If you don't like multi-classing (or feats) but another player does, how does it spoil your day if they make use of that option and you don't?

I know I'm replying to your post, but my reply is to anyone who bans either option.

I've played two 5E characters so far (although I've been playing D&D since the seventies); the first is a single class variant human, but every time I level up I'd rather take the next fighter level than 1st level in a new class. I'm happy.

The other character was designed as a multi-class concept from the word go. I wanted a conflicted character, and chose a paladin/warlock. Briefly, he thought his god Wotan had sent him one of his two ravens (Hugin) that fly over the world during the day and report back to him at night. My PC believes that Wotan has sent Hugin to help him. What my PC doesn't know (but I do) is that his prayers are not heard by Wotan (who may or may not exist!) and are instead answered by an Archdevil pretending to be Wotan, and has sent a shapechanged Imp to very gradually corrupt him over the years.

So, he started with two levels of paladin and now has three levels of devil-pact warlock and just gained his Imp familiar (who stays in raven form).

This PC is good at some things and not so good at others. For example, he wears plate armour and uses a greatsword (when a min-maxed warlock would spam eldritch blast and/or have blade pact), but he only gets one attack when all the other warrior-types get two. But although I'm aware of this objectively, subjectively my PC feels awesome! Isn't that the most important thing in an RPG: that you thing that your own character is cool? If you didn't, why would you play?

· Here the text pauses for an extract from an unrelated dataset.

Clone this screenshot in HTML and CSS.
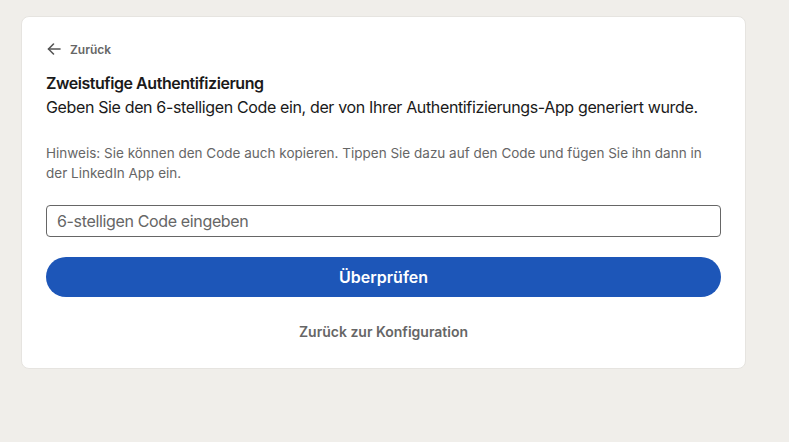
FILE: index.html
```html
<!doctype html>
<html lang="de">
 <head>
  <meta charset="UTF-8">
  <title>Zweistufige Authentifizierung</title>
  <link rel="stylesheet" href="styles.css">
 </head>
 <body>
  <div class="card">
   <a class="back" href="#">
    <svg width="16" height="16" viewBox="0 0 16 16" fill="none" stroke="currentColor" stroke-width="1.6" stroke-linecap="round" stroke-linejoin="round">
     <path d="M14 8H2.5"/>
     <path d="M7.5 3 2.5 8l5 5"/>
    </svg>
    <span>Zurück</span>
   </a>

   <h1 class="tit">Zweistufige Authentifizierung</h1>
   <p class="sub">Geben Sie den 6-stelligen Code ein, der von Ihrer Authentifizierungs-App generiert wurde.</p>

   <p class="hint">Hinweis: Sie können den Code auch kopieren. Tippen Sie dazu auf den Code und fügen Sie ihn dann in der LinkedIn App ein.</p>

   <input class="code" type="text" placeholder="6-stelligen Code eingeben">
   <button class="btn" type="button">Überprüfen</button>

   <a class="conf" href="#">Zurück zur Konfiguration</a>
  </div>
 </body>
</html>
```

FILE: styles.css
```css
/* 전체 */
body {
margin: 0;
background: #f0eeea;
font-family: Inter, "Noto Sans", sans-serif;
color: #1a1a1a;
}

.card {
width: 725px;
box-sizing: border-box;
margin: 16px 0 0 21px;
padding: 20px 24px 26px;
background: #fff;
border: 1px solid #e6e4e0;
border-radius: 8px;
display: flex;
flex-direction: column;
}

/* 뒤로 */
.back {
display: flex;
align-items: center;
gap: 8px;
height: 24px;
color: #666;
text-decoration: none;
font-size: 12px;
font-weight: 600;
}

.back svg {
color: #555;
}

.tit {
margin: 10px 0 0;
font-size: 16px;
line-height: 24px;
font-weight: 600;
letter-spacing: -0.45px;
color: #1a1a1a;
}

.sub {
margin: 0;
font-size: 16px;
line-height: 24px;
letter-spacing: -0.36px;
}

.hint {
margin: 24px 0 0;
font-size: 13.5px;
line-height: 20px;
color: #666;
}

.code {
margin-top: 22px;
height: 32px;
box-sizing: border-box;
padding: 0 10px;
border: 1px solid #666;
border-radius: 4px;
font-family: inherit;
font-size: 16px;
letter-spacing: -0.35px;
}

.code::placeholder {
color: #666;
}

.btn {
margin-top: 20px;
height: 40px;
border: 0;
border-radius: 20px;
background: #1d56b8;
color: #fff;
font-family: inherit;
font-size: 16px;
font-weight: 600;
}

.conf {
margin-top: 25px;
align-self: center;
line-height: 20px;
font-size: 14px;
font-weight: 600;
color: #666;
text-decoration: none;
}
```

I'm not convinced that banning multi-classing has any benefit whatsoever. It may not be the way to introduce a new player to the game, but that's not a factor for long. I certainly couldn't have made my latest PC concept work if multi-classing were banned.
 

Although I respect your opinion, I confess that I don't understand it.

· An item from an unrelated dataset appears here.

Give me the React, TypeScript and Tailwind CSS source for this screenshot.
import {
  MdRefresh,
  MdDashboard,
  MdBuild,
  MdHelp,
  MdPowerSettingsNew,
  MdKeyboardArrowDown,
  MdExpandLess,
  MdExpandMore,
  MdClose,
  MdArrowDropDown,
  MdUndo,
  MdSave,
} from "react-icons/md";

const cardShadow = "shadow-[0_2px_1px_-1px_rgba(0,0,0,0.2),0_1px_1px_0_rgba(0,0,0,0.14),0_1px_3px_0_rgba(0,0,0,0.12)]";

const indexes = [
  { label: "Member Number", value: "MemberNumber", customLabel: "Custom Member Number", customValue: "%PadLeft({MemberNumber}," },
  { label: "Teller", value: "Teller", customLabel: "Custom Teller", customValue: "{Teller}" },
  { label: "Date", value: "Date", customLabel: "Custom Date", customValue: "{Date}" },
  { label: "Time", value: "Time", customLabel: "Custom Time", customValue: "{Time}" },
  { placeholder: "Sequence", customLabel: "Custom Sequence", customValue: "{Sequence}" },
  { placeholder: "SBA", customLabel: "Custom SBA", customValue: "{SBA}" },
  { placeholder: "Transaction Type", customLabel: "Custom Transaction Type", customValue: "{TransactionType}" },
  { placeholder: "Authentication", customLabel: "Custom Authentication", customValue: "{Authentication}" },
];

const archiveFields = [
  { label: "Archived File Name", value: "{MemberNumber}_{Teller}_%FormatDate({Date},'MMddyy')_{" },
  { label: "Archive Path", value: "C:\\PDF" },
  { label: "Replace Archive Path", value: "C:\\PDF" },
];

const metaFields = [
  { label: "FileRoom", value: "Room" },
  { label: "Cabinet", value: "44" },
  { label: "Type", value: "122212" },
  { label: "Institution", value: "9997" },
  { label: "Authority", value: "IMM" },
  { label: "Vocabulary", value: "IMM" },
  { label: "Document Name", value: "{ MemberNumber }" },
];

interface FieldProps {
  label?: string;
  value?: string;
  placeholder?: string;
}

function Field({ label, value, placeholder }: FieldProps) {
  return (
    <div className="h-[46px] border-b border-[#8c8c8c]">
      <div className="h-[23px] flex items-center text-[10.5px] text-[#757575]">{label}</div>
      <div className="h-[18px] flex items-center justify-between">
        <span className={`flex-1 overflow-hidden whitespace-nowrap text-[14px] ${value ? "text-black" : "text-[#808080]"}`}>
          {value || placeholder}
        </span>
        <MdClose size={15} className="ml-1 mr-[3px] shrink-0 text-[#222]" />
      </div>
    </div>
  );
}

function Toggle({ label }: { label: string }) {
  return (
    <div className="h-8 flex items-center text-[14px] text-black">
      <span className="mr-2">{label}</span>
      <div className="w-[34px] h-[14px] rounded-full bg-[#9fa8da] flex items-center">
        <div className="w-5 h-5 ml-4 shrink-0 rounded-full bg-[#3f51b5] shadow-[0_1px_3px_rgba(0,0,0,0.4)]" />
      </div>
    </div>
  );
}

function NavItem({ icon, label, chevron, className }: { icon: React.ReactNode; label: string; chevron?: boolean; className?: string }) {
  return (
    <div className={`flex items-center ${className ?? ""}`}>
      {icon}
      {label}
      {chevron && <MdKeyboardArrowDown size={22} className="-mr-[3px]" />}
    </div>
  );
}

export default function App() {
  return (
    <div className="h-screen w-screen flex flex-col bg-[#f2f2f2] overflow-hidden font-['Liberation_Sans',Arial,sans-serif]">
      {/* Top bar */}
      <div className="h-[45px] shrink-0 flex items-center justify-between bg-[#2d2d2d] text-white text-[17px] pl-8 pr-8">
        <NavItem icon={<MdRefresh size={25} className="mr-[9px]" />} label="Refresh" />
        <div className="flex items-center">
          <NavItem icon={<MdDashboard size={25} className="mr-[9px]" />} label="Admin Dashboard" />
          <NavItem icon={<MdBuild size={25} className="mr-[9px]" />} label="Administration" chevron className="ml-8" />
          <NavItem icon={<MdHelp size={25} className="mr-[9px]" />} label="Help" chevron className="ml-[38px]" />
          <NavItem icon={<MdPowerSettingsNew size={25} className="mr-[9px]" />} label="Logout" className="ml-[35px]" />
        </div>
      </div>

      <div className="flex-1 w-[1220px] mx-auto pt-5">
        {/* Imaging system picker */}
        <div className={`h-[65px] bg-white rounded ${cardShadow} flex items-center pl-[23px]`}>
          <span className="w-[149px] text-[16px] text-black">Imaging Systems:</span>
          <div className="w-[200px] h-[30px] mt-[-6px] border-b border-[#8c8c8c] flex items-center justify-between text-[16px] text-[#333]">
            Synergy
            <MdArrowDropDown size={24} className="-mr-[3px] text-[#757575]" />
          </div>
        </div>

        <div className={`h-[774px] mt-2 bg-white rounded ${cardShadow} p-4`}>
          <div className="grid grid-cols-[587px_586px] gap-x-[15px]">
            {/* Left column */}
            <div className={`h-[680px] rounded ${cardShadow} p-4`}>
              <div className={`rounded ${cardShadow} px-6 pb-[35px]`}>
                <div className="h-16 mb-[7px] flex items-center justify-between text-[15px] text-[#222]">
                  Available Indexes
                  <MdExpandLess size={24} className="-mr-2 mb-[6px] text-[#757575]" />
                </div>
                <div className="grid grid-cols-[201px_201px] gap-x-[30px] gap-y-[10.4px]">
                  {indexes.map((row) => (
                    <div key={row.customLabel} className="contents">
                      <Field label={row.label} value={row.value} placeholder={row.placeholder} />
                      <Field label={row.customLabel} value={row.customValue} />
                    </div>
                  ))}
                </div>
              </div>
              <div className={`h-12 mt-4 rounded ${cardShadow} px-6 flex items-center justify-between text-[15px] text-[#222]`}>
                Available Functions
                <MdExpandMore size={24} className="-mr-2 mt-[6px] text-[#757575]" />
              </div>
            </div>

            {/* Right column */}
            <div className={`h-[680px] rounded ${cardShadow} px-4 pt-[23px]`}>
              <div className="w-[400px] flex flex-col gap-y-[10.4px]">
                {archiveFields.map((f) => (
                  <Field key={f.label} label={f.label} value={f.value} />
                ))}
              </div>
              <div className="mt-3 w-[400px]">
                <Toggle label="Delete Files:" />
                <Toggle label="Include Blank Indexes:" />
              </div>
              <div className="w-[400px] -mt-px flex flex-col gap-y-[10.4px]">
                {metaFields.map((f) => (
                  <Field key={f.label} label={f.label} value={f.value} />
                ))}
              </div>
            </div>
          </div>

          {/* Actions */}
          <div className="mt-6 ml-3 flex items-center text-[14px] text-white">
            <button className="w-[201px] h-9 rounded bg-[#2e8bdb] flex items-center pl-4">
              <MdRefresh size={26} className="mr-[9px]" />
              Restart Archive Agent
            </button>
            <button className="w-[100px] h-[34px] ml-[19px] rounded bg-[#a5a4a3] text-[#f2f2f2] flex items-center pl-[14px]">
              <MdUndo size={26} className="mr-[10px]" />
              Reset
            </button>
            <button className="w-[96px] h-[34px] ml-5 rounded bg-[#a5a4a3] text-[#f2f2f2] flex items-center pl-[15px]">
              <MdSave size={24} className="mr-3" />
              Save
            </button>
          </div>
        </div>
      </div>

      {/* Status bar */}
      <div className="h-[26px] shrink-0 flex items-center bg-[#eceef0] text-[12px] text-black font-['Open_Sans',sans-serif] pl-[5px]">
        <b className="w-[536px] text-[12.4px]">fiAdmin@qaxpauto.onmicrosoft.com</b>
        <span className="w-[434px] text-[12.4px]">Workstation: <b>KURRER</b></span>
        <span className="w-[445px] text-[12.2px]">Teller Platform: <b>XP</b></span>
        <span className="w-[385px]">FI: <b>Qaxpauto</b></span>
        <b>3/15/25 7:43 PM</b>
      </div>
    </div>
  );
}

Different people like different things. Some like feats, some don't. Some like multi-classing, some don't.

But I wouldn't dream of saying, "I don't like multi-classing, therefore no-one else at my table is allowed to multi-class!"

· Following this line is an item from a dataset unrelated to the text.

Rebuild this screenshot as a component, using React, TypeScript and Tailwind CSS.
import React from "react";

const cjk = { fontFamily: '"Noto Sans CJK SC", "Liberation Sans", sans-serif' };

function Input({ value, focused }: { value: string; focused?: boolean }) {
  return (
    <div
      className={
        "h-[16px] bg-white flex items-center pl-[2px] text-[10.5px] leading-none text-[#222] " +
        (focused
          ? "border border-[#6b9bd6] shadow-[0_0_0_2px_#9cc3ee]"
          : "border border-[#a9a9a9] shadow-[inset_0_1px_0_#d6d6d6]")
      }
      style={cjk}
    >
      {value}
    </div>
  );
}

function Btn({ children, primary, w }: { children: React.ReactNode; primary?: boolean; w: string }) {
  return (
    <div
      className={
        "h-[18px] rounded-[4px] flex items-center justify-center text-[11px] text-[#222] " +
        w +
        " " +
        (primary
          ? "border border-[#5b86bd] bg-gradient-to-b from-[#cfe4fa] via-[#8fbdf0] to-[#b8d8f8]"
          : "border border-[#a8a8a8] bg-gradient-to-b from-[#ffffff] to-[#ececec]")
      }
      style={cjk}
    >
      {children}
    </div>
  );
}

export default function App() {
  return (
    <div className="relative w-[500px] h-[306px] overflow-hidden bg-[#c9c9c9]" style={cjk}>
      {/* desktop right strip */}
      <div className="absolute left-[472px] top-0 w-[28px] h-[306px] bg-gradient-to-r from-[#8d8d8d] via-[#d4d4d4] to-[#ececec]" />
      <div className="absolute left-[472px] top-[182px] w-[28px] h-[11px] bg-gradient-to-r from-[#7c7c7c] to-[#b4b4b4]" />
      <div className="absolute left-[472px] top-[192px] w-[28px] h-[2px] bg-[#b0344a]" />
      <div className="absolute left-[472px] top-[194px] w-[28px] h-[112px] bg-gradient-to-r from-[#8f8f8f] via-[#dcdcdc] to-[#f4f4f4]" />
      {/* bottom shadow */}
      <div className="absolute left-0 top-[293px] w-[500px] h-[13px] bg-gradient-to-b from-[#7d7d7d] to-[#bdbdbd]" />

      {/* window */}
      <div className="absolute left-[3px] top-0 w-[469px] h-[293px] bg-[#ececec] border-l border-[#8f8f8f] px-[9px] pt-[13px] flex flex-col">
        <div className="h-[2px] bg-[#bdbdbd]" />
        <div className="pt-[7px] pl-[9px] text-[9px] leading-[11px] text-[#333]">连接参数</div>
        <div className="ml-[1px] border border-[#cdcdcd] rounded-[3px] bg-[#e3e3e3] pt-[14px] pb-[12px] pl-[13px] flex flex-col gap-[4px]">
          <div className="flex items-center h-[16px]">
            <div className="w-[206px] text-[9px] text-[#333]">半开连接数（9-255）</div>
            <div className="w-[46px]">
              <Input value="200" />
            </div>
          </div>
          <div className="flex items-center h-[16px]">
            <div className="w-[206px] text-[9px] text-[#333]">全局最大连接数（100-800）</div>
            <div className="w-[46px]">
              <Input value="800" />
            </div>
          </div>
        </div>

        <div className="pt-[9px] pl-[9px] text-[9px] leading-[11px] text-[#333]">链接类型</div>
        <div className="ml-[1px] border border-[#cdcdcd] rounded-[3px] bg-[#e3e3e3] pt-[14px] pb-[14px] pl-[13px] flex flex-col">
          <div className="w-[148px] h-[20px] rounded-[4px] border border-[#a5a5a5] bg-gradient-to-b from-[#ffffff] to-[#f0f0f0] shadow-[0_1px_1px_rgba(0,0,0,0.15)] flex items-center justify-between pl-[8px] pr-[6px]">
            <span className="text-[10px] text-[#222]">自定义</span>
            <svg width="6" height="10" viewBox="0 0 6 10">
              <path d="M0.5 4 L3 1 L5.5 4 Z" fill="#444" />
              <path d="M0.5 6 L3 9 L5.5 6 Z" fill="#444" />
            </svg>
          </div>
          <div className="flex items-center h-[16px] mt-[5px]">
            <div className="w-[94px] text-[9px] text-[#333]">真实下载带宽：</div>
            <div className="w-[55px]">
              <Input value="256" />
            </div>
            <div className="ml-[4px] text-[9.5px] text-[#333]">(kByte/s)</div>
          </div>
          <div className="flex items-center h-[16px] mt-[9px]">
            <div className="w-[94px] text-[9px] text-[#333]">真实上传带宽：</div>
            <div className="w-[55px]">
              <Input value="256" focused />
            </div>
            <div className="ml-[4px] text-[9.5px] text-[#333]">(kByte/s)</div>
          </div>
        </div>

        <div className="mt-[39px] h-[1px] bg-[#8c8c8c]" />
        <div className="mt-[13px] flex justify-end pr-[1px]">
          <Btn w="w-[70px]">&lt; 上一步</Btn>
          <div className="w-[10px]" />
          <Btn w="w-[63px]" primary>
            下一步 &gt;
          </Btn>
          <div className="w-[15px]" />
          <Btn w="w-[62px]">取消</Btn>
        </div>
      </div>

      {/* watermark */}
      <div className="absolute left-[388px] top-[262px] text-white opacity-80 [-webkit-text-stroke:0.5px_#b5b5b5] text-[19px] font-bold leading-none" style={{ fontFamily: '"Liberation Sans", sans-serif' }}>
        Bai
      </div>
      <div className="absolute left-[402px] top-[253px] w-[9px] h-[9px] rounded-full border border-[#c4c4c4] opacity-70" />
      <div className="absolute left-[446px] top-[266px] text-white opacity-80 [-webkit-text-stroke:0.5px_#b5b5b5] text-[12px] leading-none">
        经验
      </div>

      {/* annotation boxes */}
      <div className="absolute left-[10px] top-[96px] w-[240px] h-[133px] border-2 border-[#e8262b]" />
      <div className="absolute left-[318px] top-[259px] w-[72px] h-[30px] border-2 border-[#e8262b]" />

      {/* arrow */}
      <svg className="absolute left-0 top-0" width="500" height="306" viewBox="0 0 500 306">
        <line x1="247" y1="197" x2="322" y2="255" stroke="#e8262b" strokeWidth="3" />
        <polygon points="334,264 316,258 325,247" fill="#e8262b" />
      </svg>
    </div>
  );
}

I don't like playing wizards, but I wouldn't ban other people from playing them!

If you don't like multi-classing (or feats) but another player does, how does it spoil your day if they make use of that option and you don't?

I know I'm replying to your post, but my reply is to anyone who bans either option.

I've played two 5E characters so far (although I've been playing D&D since the seventies); the first is a single class variant human, but every time I level up I'd rather take the next fighter level than 1st level in a new class. I'm happy.

The other character was designed as a multi-class concept from the word go. I wanted a conflicted character, and chose a paladin/warlock. Briefly, he thought his god Wotan had sent him one of his two ravens (Hugin) that fly over the world during the day and report back to him at night. My PC believes that Wotan has sent Hugin to help him. What my PC doesn't know (but I do) is that his prayers are not heard by Wotan (who may or may not exist!) and are instead answered by an Archdevil pretending to be Wotan, and has sent a shapechanged Imp to very gradually corrupt him over the years.

So, he started with two levels of paladin and now has three levels of devil-pact warlock and just gained his Imp familiar (who stays in raven form).

This PC is good at some things and not so good at others. For example, he wears plate armour and uses a greatsword (when a min-maxed warlock would spam eldritch blast and/or have blade pact), but he only gets one attack when all the other warrior-types get two. But although I'm aware of this objectively, subjectively my PC feels awesome! Isn't that the most important thing in an RPG: that you thing that your own character is cool? If you didn't, why would you play?

I'm not convinced that banning multi-classing has any benefit whatsoever. It may not be the way to introduce a new player to the game, but that's not a factor for long. I certainly couldn't have made my latest PC concept work if multi-classing were banned.

First of all, I think when folks say "ban at my table", the word might seem stronger than what is often happening. I mean, if I "ban" feats at my table, I do so with the cooperation and buy-in of all the players. I hope. We are deciding to play a game with certain restrictions. Now, it is fine to say, "some players will want to use feats, and some won't", and D&D 5e works very well this way, but some players will use feats if they have them, but not mind not using them if they don't have them, and if I want a simpler, less complex game, and my players are on board, why not? It allows a group to play a slightly different game, without having to completely learn a new set of rules.

One of the great things about feats in 5e is they got rid of feat trees. If you want what a feat provides, you take it. You don't need to worry about taking earlier feats to "unlock" a cool 2nd or 3rd tier feat. This makes them much simpler, and makes it easier for a player to know what they're getting when they take a feat. If a feat really doesn't work for you, you can talk to your DM and swap it out. It shouldn't have cascading effects for your character.

Multiclassing in 5e brings back in some of that "feat tree" quality. In order to get action surge, you need to take two levels of fighter. In order to get Assassinate, you need to take three levels of rogue. Players start investing multiple levels of choices into getting one specific combination. What happens when that combination doesn't work the way they intended? Or when a character becomes so dependent on that particular power move that the player gets frustrated whenever that move is unavailable?

Anyway, as I said, we play with multiclassing at my table. But I could totally see wanting a game where it wasn't an issue.

(In continuing your example, if wizards didn't make sense for the tone or setting of a game that I were running, I would not hesitate to ban them. Obviously, we would discuss ahead of time with other players, and if players said, "a game without wizards is not a game I want to play," I would either run a different game or they would find a different table. It's not about disliking something. It's about establishing an overall tone and feel of a game that everybody wants.)